Collection entries
+ + + + + + +

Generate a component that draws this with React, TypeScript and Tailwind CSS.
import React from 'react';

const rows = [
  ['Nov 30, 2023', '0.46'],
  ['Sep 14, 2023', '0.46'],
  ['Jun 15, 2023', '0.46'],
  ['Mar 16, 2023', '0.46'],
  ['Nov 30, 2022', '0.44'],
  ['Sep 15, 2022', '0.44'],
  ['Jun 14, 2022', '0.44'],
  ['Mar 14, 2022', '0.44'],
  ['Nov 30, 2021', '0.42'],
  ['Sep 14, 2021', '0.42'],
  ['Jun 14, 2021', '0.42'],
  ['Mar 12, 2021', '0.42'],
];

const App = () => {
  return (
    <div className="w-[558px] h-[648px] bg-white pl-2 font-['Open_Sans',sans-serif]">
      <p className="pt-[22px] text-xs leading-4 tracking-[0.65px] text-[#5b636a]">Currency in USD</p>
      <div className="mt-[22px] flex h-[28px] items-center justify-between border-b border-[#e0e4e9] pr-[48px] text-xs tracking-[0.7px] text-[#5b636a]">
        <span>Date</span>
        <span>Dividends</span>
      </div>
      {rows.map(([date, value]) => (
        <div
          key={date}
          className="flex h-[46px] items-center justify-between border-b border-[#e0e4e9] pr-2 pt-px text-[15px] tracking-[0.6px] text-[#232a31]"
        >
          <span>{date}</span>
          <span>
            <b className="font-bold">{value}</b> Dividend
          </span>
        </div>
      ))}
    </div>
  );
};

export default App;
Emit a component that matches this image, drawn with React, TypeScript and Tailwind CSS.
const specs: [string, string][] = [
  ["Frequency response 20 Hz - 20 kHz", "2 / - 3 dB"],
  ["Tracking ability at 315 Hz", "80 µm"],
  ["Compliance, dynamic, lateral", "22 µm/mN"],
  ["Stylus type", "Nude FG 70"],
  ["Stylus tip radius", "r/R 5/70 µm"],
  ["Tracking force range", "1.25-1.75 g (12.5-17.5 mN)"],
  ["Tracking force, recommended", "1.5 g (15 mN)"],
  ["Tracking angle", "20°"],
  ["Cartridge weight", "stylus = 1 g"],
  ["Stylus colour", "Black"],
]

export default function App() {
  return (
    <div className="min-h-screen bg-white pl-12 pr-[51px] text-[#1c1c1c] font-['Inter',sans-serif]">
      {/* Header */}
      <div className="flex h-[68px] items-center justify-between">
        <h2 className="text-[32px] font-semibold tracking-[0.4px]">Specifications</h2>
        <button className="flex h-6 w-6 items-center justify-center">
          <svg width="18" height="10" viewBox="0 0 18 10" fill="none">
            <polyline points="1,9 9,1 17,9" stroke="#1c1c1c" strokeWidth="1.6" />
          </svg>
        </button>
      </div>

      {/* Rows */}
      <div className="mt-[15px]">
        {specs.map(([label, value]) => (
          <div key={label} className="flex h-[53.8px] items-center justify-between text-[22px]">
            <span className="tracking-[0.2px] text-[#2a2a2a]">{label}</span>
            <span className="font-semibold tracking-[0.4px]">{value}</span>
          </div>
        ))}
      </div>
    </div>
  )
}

+ + + + + + +

** What to work on **
Find the line containing "Emit a component" in the material above. Print it and every line after it through the end, exactly and only those.

** The result **
Emit a component that matches this image, drawn with React, TypeScript and Tailwind CSS.
const specs: [string, string][] = [
  ["Frequency response 20 Hz - 20 kHz", "2 / - 3 dB"],
  ["Tracking ability at 315 Hz", "80 µm"],
  ["Compliance, dynamic, lateral", "22 µm/mN"],
  ["Stylus type", "Nude FG 70"],
  ["Stylus tip radius", "r/R 5/70 µm"],
  ["Tracking force range", "1.25-1.75 g (12.5-17.5 mN)"],
  ["Tracking force, recommended", "1.5 g (15 mN)"],
  ["Tracking angle", "20°"],
  ["Cartridge weight", "stylus = 1 g"],
  ["Stylus colour", "Black"],
]

export default function App() {
  return (
    <div className="min-h-screen bg-white pl-12 pr-[51px] text-[#1c1c1c] font-['Inter',sans-serif]">
      {/* Header */}
      <div className="flex h-[68px] items-center justify-between">
        <h2 className="text-[32px] font-semibold tracking-[0.4px]">Specifications</h2>
        <button className="flex h-6 w-6 items-center justify-center">
          <svg width="18" height="10" viewBox="0 0 18 10" fill="none">
            <polyline points="1,9 9,1 17,9" stroke="#1c1c1c" strokeWidth="1.6" />
          </svg>
        </button>
      </div>

      {/* Rows */}
      <div className="mt-[15px]">
        {specs.map(([label, value]) => (
          <div key={label} className="flex h-[53.8px] items-center justify-between text-[22px]">
            <span className="tracking-[0.2px] text-[#2a2a2a]">{label}</span>
            <span className="font-semibold tracking-[0.4px]">{value}</span>
          </div>
        ))}
      </div>
    </div>
  )
}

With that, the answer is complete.